Find every line with the word "React" and give their count, nothing else.

......

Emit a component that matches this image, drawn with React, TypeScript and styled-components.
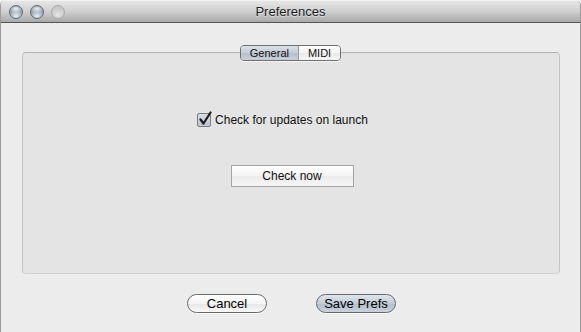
import React from "react";
import { styled, createGlobalStyle, css } from "styled-components";

const GlobalStyle = createGlobalStyle`
  html, body {
    margin: 0;
    padding: 0;
    background: #ffffff;
  }
  body {
    font-family: "Liberation Sans", Arial, sans-serif;
  }
`;

const Window = styled.div`
  display: flex;
  flex-direction: column;
  width: 581px;
  height: 332px;
  box-sizing: border-box;
  border-left: 1px solid #9c9c9c;
  border-right: 1px solid #9c9c9c;
  border-radius: 5px 5px 0 0;
  overflow: hidden;
  background: #ececec;
`;

const TitleBar = styled.div`
  position: relative;
  display: flex;
  align-items: center;
  justify-content: center;
  flex-shrink: 0;
  height: 23px;
  box-sizing: border-box;
  border-top: 1px solid #f2f2f2;
  border-bottom: 1px solid #555555;
  background: linear-gradient(#e6e6e6, #cfcfcf 50%, #a9a9a9);
`;

const Lights = styled.div`
  position: absolute;
  left: 8px;
  top: 4px;
  display: flex;
  gap: 7px;
`;

const Light = styled.div<{ $off?: boolean }>`
  width: 14px;
  height: 14px;
  border-radius: 50%;
  box-sizing: border-box;
  ${({ $off }) =>
    $off
      ? css`
          border: 1px solid #a9a9a9;
          background: radial-gradient(circle at 50% 75%, #e4e4e4, #c6c6c6 70%);
        `
      : css`
          border: 1px solid #5f6873;
          background: radial-gradient(
              ellipse 60% 35% at 50% 22%,
              rgba(255, 255, 255, 0.85),
              rgba(255, 255, 255, 0) 100%
            ),
            radial-gradient(circle at 50% 85%, #e8eef4, #9aa6b3 55%, #6d7884);
        `}
`;

const Title = styled.div`
  font-size: 13px;
  color: #1e1e1e;
  text-shadow: 0 1px 0 rgba(255, 255, 255, 0.5);
`;

const Content = styled.div`
  flex: 1;
  display: flex;
  flex-direction: column;
  align-items: center;
  padding-top: 22px;
`;

const Tabs = styled.div`
  position: relative;
  z-index: 1;
  display: flex;
  height: 16px;
  box-sizing: border-box;
  border: 1px solid #6f6f6f;
  border-radius: 4px;
  overflow: hidden;
  box-shadow: 0 1px 0 rgba(255, 255, 255, 0.6);
`;

const Tab = styled.div<{ $active?: boolean }>`
  display: flex;
  align-items: center;
  justify-content: center;
  font-size: 11px;
  color: #111;
  padding: 0 9px;
  background: ${({ $active }) =>
    $active
      ? "linear-gradient(#d9e0e8, #c3ccd6 50%, #b6c0cc 51%, #c7d0da)"
      : "linear-gradient(#ffffff, #f4f4f4 50%, #e9e9e9 51%, #f6f6f6)"};
  & + & {
    border-left: 1px solid #9a9a9a;
  }
`;

const TabBox = styled.div`
  display: flex;
  flex-direction: column;
  align-items: center;
  width: 538px;
  height: 222px;
  box-sizing: border-box;
  margin-top: -9px;
  border: 1px solid #c4c4c4;
  border-top-color: #b3b3b3;
  border-bottom-color: #d2d2d2;
  border-radius: 4px;
  background: #e4e4e4;
  padding-top: 60px;
`;

const CheckRow = styled.label`
  display: flex;
  align-items: center;
  gap: 4px;
  font-size: 12px;
  color: #111;
  margin-left: -16px;
`;

const CheckBox = styled.span`
  position: relative;
  width: 14px;
  height: 14px;
  box-sizing: border-box;
  border: 1px solid #7c7c7c;
  border-radius: 2px;
  background: linear-gradient(#d6dde5, #bcc6d1);
`;

const CheckMark = styled.svg`
  position: absolute;
  left: 1px;
  top: -3px;
`;

const SquareButton = styled.button`
  margin-top: 38px;
  margin-left: 3px;
  width: 123px;
  height: 22px;
  box-sizing: border-box;
  border: 1px solid #a4a4a4;
  border-radius: 0;
  background: linear-gradient(#ffffff, #f3f3f3 50%, #ebebeb 51%, #f6f6f6);
  font-family: "Liberation Sans", Arial, sans-serif;
  font-size: 12px;
  color: #111;
  padding: 0;
`;

const Footer = styled.div`
  display: flex;
  gap: 49px;
  margin-top: 20px;
  margin-left: 2px;
`;

const PillButton = styled.button<{ $default?: boolean }>`
  width: 80px;
  height: 19px;
  box-sizing: border-box;
  border: 1px solid #6a6a6a;
  border-radius: 10px;
  padding: 0;
  font-family: "Liberation Sans", Arial, sans-serif;
  font-size: 13px;
  color: #000;
  box-shadow: 0 1px 0 rgba(255, 255, 255, 0.7);
  background: ${({ $default }) =>
    $default
      ? "linear-gradient(#dfe5ec, #c2ccd7 50%, #b1bdca 51%, #c9d3dd)"
      : "linear-gradient(#ffffff, #f4f4f4 50%, #e6e6e6 51%, #f8f8f8)"};
`;

const App = () => {
  return (
    <>
      <GlobalStyle />
      <Window>
        <TitleBar>
          <Lights>
            <Light />
            <Light />
            <Light $off />
          </Lights>
          <Title>Preferences</Title>
        </TitleBar>
        <Content>
          <Tabs>
            <Tab $active>General</Tab>
            <Tab>MIDI</Tab>
          </Tabs>
          <TabBox>
            <CheckRow>
              <CheckBox>
                <CheckMark width="13" height="15" viewBox="0 0 13 15">
                  <path
                    d="M1.5 8.5 L4.5 12.5 L11.5 1.5"
                    fill="none"
                    stroke="#1c1c1c"
                    strokeWidth="2.2"
                    strokeLinecap="round"
                    strokeLinejoin="round"
                  />
                </CheckMark>
              </CheckBox>
              Check for updates on launch
            </CheckRow>
            <SquareButton>Check now</SquareButton>
          </TabBox>
          <Footer>
            <PillButton>Cancel</PillButton>
            <PillButton $default>Save Prefs</PillButton>
          </Footer>
        </Content>
      </Window>
    </>
  );
};

export default App;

......

### Expected answer
2